TO DO:
Find each line with the string "page" and copy it.

[start SOURCE DATA]

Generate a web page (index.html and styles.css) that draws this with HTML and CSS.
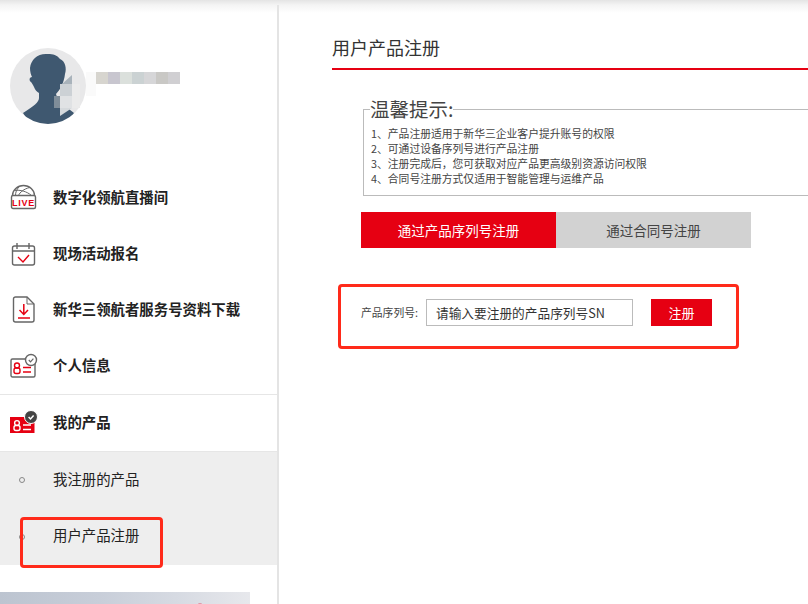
FILE: index.html
```html
<!DOCTYPE html>
<html lang="zh">
<head>
  <meta charset="UTF-8" />
  <title>用户产品注册</title>
  <link rel="stylesheet" href="styles.css">
</head>
<body>

<div class="page">
  <div class="top-gap"></div>
  <div class="layout">

    <aside class="sidebar">
      <div class="profile">
        <svg class="avatar" width="76" height="76" viewBox="0 0 76 76">
          <defs><clipPath id="avatarClip"><circle cx="38" cy="38" r="38"/></clipPath></defs>
          <circle cx="38" cy="38" r="38" fill="#e8e8e9"/>
          <path clip-path="url(#avatarClip)" fill="#3f5870" d="M38 6C28 5 21 11 20 20C20 24 21 27 22 29C19 29 19 33 21 34C22 35 23 37 24 39C25 42 27 44 29 45L29 50C29 54 24 58 13 65L20 76H58L64 65C58 60 52 57 48 52L46 46C50 42 54 35 55 26C57 20 55 13 50 11C47 7 43 6 38 6Z"/>
          <polygon points="62,27 62,36 52,36" fill="#a9b3bb"/>
          <rect x="50" y="36" width="12" height="12" fill="#ccd1d5"/>
          <rect x="44" y="48" width="6" height="12" fill="#7f8d99"/>
          <rect x="50" y="48" width="12" height="12" fill="#e0e2e4"/>
          <polygon points="50,60 62,60 50,68" fill="#d5d9dc"/>
          <rect x="62" y="36" width="8" height="24" fill="#ebebeb"/>
        </svg>
        <svg class="name-mosaic" width="94" height="24" viewBox="0 0 94 24">
          <rect x="0" y="0" width="10" height="24" fill="#fafafa"/>
          <rect x="10" y="0" width="12" height="12" fill="#d7d5cf"/>
          <rect x="22" y="0" width="12" height="12" fill="#c8c6cf"/>
          <rect x="34" y="0" width="12" height="12" fill="#dbe0dc"/>
          <rect x="46" y="0" width="12" height="12" fill="#cbd2d3"/>
          <rect x="58" y="0" width="12" height="12" fill="#d6d6d8"/>
          <rect x="70" y="0" width="12" height="12" fill="#c9c8c5"/>
          <rect x="82" y="0" width="12" height="12" fill="#d0cfd2"/>
        </svg>
      </div>

      <nav class="menu">
        <a class="menu-item">
          <svg class="menu-icon" width="28" height="28" viewBox="0 0 28 28" fill="none" stroke="#666" stroke-width="1.4">
            <path d="M2.5 11.5A11 10 0 0 1 24.5 11.5"/>
            <path d="M4.5 6.5C10 5.5 17 7.5 21.5 11.5M19.5 3.5C14 5 10 8 8.5 11.5M9 3C6.5 5.5 5.5 8.5 5.5 11.5" stroke-width="1"/>
            <rect x="1.5" y="11.5" width="24" height="13" rx="1.5"/>
            <text class="live-text" x="13.5" y="22" text-anchor="middle">LIVE</text>
          </svg>
          <span class="label">数字化领航直播间</span>
        </a>
        <a class="menu-item">
          <svg class="menu-icon" width="28" height="28" viewBox="0 0 28 28" fill="none" stroke="#666" stroke-width="1.4">
            <rect x="2.5" y="6" width="22" height="19" rx="2"/>
            <path d="M7 3V9M19 3V9M2.5 11H24.5"/>
            <path d="M8 17L13 22L19 15" stroke="#e60012"/>
          </svg>
          <span class="label">现场活动报名</span>
        </a>
        <a class="menu-item">
          <svg class="menu-icon" width="28" height="28" viewBox="0 0 28 28" fill="none" stroke="#666" stroke-width="1.4">
            <path d="M5.5 1H17L24 8V24A2 2 0 0 1 22 26H5.5A2 2 0 0 1 3.5 24V3A2 2 0 0 1 5.5 1Z"/>
            <path d="M17 1V8H24" stroke-width="1"/>
            <path d="M13.8 8V18M9.5 14L13.8 18.5L18 14M8 22H20" stroke="#e60012" stroke-width="1.5"/>
          </svg>
          <span class="label">新华三领航者服务号资料下载</span>
        </a>
        <a class="menu-item">
          <svg class="menu-icon" width="28" height="28" viewBox="0 0 28 28" fill="none" stroke="#666" stroke-width="1.4">
            <rect x="1" y="7" width="24" height="18" rx="1.5"/>
            <circle cx="21" cy="8" r="5.5" fill="#fff"/>
            <path d="M18.8 8L20.5 9.8L23.4 6.6" stroke-width="1.2"/>
            <circle cx="7" cy="13.5" r="2.5" stroke="#e60012"/>
            <rect x="4" y="16" width="6" height="5.5" rx="2" stroke="#e60012"/>
            <path d="M13 15.5H21M13 20H21" stroke="#e60012"/>
          </svg>
          <span class="label">个人信息</span>
        </a>
        <a class="menu-item menu-item-active">
          <svg class="menu-icon" width="28" height="28" viewBox="0 0 28 28" fill="none" stroke="#fff" stroke-width="1.4">
            <rect x="0" y="8" width="24.5" height="16" fill="#e60012" stroke="none"/>
            <circle cx="21" cy="8" r="6.5" fill="#444" stroke="#fff" stroke-width="1"/>
            <path d="M18.6 8L20.5 10L23.6 6.6" stroke-width="1.5"/>
            <circle cx="7" cy="14" r="2.4"/>
            <rect x="4" y="16.5" width="6" height="5" rx="2"/>
            <path d="M13 16H21M13 20.5H21"/>
          </svg>
          <span class="label">我的产品</span>
        </a>
      </nav>

      <ul class="submenu">
        <li><i class="bullet"></i><span class="label">我注册的产品</span></li>
        <li><i class="bullet"></i><span class="label">用户产品注册</span></li>
      </ul>

      <div class="banner"></div>
    </aside>

    <main class="content">
      <h1 class="page-title">用户产品注册</h1>

      <fieldset class="tips">
        <legend>温馨提示:</legend>
        <p>1、产品注册适用于新华三企业客户提升账号的权限</p>
        <p>2、可通过设备序列号进行产品注册</p>
        <p>3、注册完成后&#xFF0C;您可获取对应产品更高级别资源访问权限</p>
        <p>4、合同号注册方式仅适用于智能管理与运维产品</p>
      </fieldset>

      <div class="tabs">
        <div class="tab tab-active">通过产品序列号注册</div>
        <div class="tab">通过合同号注册</div>
      </div>

      <form class="sn-form">
        <label class="sn-label" for="sn">产品序列号:</label>
        <input id="sn" class="sn-input" type="text" placeholder="请输入要注册的产品序列号SN" />
        <button class="sn-submit" type="button">注册</button>
      </form>
    </main>

  </div>

  <div class="mark mark-menu"></div>
  <div class="mark mark-form"></div>
</div>

</body>
</html>
```

FILE: styles.css
```css
html, body {
  margin: 0;
  padding: 0;
  background: #fff;
}
body {
  font-family: "Noto Sans CJK SC", "Liberation Sans", sans-serif;
  color: #333;
}
.page {
  position: relative;
  width: 808px;
  height: 604px;
  overflow: hidden;
  background: linear-gradient(#e4e4e4 0, #f4f4f4 5px, #fff 13px);
}
.top-gap {
  height: 5px;
}
.layout {
  display: flex;
  height: 599px;
}

/* sidebar */
.sidebar {
  width: 277px;
  flex: none;
  border-right: 2px solid #e4e4e4;
}
.profile {
  display: flex;
  align-items: flex-start;
  height: 165px;
  padding: 43px 0 0 10px;
  box-sizing: border-box;
}
.name-mosaic {
  margin-top: 24px;
}
.menu-item {
  display: flex;
  align-items: center;
  gap: 15px;
  height: 56px;
  padding-left: 10px;
  font-size: 14.4px;
  font-weight: 700;
  color: #222;
}
.menu-item-active {
  border-top: 1px solid #e6e6e6;
}
.menu-icon {
  flex: none;
}
.label {
  margin-top: -4px;
}
.live-text {
  font-family: "Liberation Sans", sans-serif;
  font-size: 9px;
  font-weight: 700;
  letter-spacing: 0.8px;
  fill: #e60012;
  stroke: none;
}
.submenu {
  margin: 0;
  padding: 0;
  list-style: none;
  background: #eee;
  border-top: 1px solid #e6e6e6;
}
.submenu li {
  display: flex;
  align-items: center;
  height: 57px;
  padding-left: 19px;
  font-size: 14.4px;
  color: #222;
}
.submenu li:first-child {
  height: 56px;
}
.bullet {
  width: 6px;
  height: 6px;
  margin-right: 28px;
  border: 1px solid #888;
  border-radius: 50%;
  box-sizing: border-box;
}
.banner {
  width: 250px;
  height: 40px;
  margin-top: 27px;
  background:
    radial-gradient(circle at 200px 17px, #e0506a 0, #e0506a 5px, transparent 6px),
    linear-gradient(90deg, #bcc4d0 0, #c8ced9 40%, #d6dae2 70%, #e7e8ec 100%);
}

/* main */
.content {
  flex: 1;
  min-width: 0;
  padding: 30px 0 0 53px;
  overflow: hidden;
}
.page-title {
  margin: 0 0 26px;
  padding-bottom: 9px;
  border-bottom: 2px solid #e60012;
  font-size: 18px;
  line-height: 24px;
  font-weight: 400;
}
.tips {
  width: 480px;
  height: 98px;
  margin: 0 0 16px 31px;
  padding: 0 0 0 7px;
  border: 1px solid #bbb;
  box-sizing: content-box;
}
.tips legend {
  margin-left: -1px;
  padding: 0;
  font-size: 19.5px;
  line-height: 26px;
  color: #444;
}
.tips p {
  margin: 0;
  font-size: 10.8px;
  line-height: 15px;
  color: #444;
}
.tips legend + p {
  margin-top: 4px;
}
.tabs {
  display: flex;
  margin: 0 0 51px 29px;
}
.tab {
  width: 195px;
  height: 36px;
  line-height: 36px;
  text-align: center;
  font-size: 13.5px;
  background: #d2d2d2;
  color: #444;
}
.tab-active {
  background: #e60012;
  color: #fff;
}
.sn-form {
  display: flex;
  align-items: center;
  margin-left: 29px;
}
.sn-label {
  width: 65px;
  margin-top: -2px;
  font-size: 10.8px;
  color: #444;
}
.sn-input {
  width: 207px;
  height: 27px;
  padding: 0 9px;
  border: 1px solid #bbb;
  box-sizing: border-box;
  font-family: inherit;
  font-size: 12.7px;
  outline: none;
}
.sn-input::placeholder {
  color: #333;
  opacity: 1;
}
.sn-submit {
  width: 61px;
  height: 27px;
  margin-left: 18px;
  padding: 0;
  border: none;
  background: #e60012;
  color: #fff;
  font-family: inherit;
  font-size: 13px;
}

/* red annotation boxes drawn over the screenshot */
.mark {
  position: absolute;
  border: 3px solid #ff2a1a;
  border-radius: 4px;
  box-sizing: border-box;
}
.mark-menu {
  left: 20px;
  top: 517px;
  width: 143px;
  height: 51px;
}
.mark-form {
  left: 338px;
  top: 284px;
  width: 401px;
  height: 65px;
}
```
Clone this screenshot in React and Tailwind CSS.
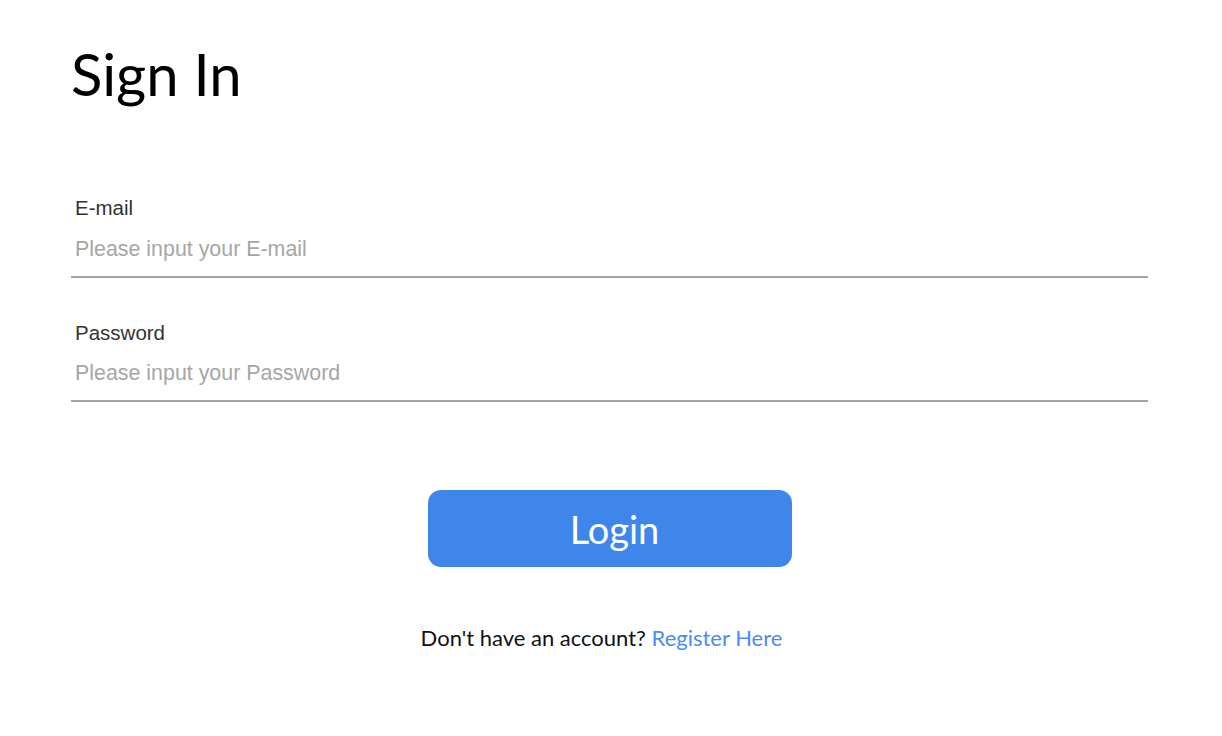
import React, { useState } from 'react';

const Field = ({ label, placeholder, type, value, onChange }) => (
  <label className="block">
    <span className="block text-[20.5px] leading-none text-[#333] pl-[4px]" style={{ fontFamily: '"Liberation Sans", Arial, sans-serif' }}>
      {label}
    </span>
    <input
      type={type}
      value={value}
      onChange={onChange}
      placeholder={placeholder}
      className="block w-full mt-[18px] pb-[14px] pl-[4px] text-[21.4px] leading-none text-[#333] placeholder:text-[#a6a6a6] border-b-2 border-[#a3a3a3] outline-none bg-transparent"
      style={{ fontFamily: '"Liberation Sans", Arial, sans-serif' }}
    />
  </label>
);

const App = () => {
  const [email, setEmail] = useState('');
  const [password, setPassword] = useState('');

  return (
    <div className="min-h-screen bg-white px-[71px] pt-[45px]" style={{ fontFamily: 'Lato, "Open Sans", sans-serif' }}>
      <h1 className="text-[58px] leading-none text-black font-normal">Sign In</h1>

      <form className="w-[1077px] mt-[95px]" onSubmit={(e) => e.preventDefault()}>
        <Field
          label="E-mail"
          type="email"
          placeholder="Please input your E-mail"
          value={email}
          onChange={(e) => setEmail(e.target.value)}
        />
        <div className="mt-[45px]">
          <Field
            label="Password"
            type="password"
            placeholder="Please input your Password"
            value={password}
            onChange={(e) => setPassword(e.target.value)}
          />
        </div>

        <div className="flex flex-col items-center mt-[88px]">
          <button
            type="submit"
            className="w-[364px] h-[77px] pl-[10px] rounded-[13px] bg-[#3f86ea] text-white text-[38px] leading-none"
          >
            Login
          </button>
          <p className="mt-[54px] pr-[16px] text-[22px] text-[#111]">
            Don't have an account?{' '}
            <a href="#" className="text-[#4a8cf0]">Register Here</a>
          </p>
        </div>
      </form>
    </div>
  );
};

export default App;
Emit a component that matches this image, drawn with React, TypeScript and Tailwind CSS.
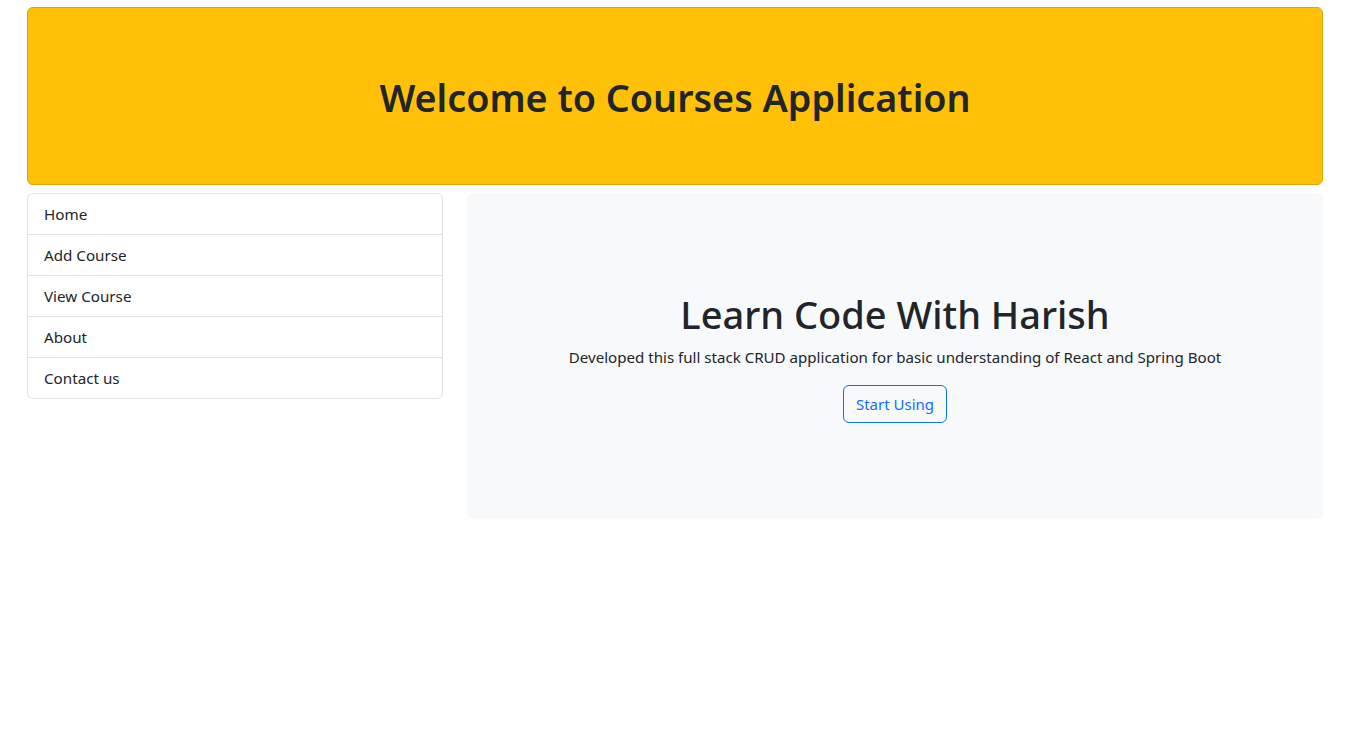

[end SOURCE DATA]

FINAL RESULT:
Generate a web page (index.html and styles.css) that draws this with HTML and CSS.
<div class="page">
      <h1 class="page-title">用户产品注册</h1>
.page {
.page-title {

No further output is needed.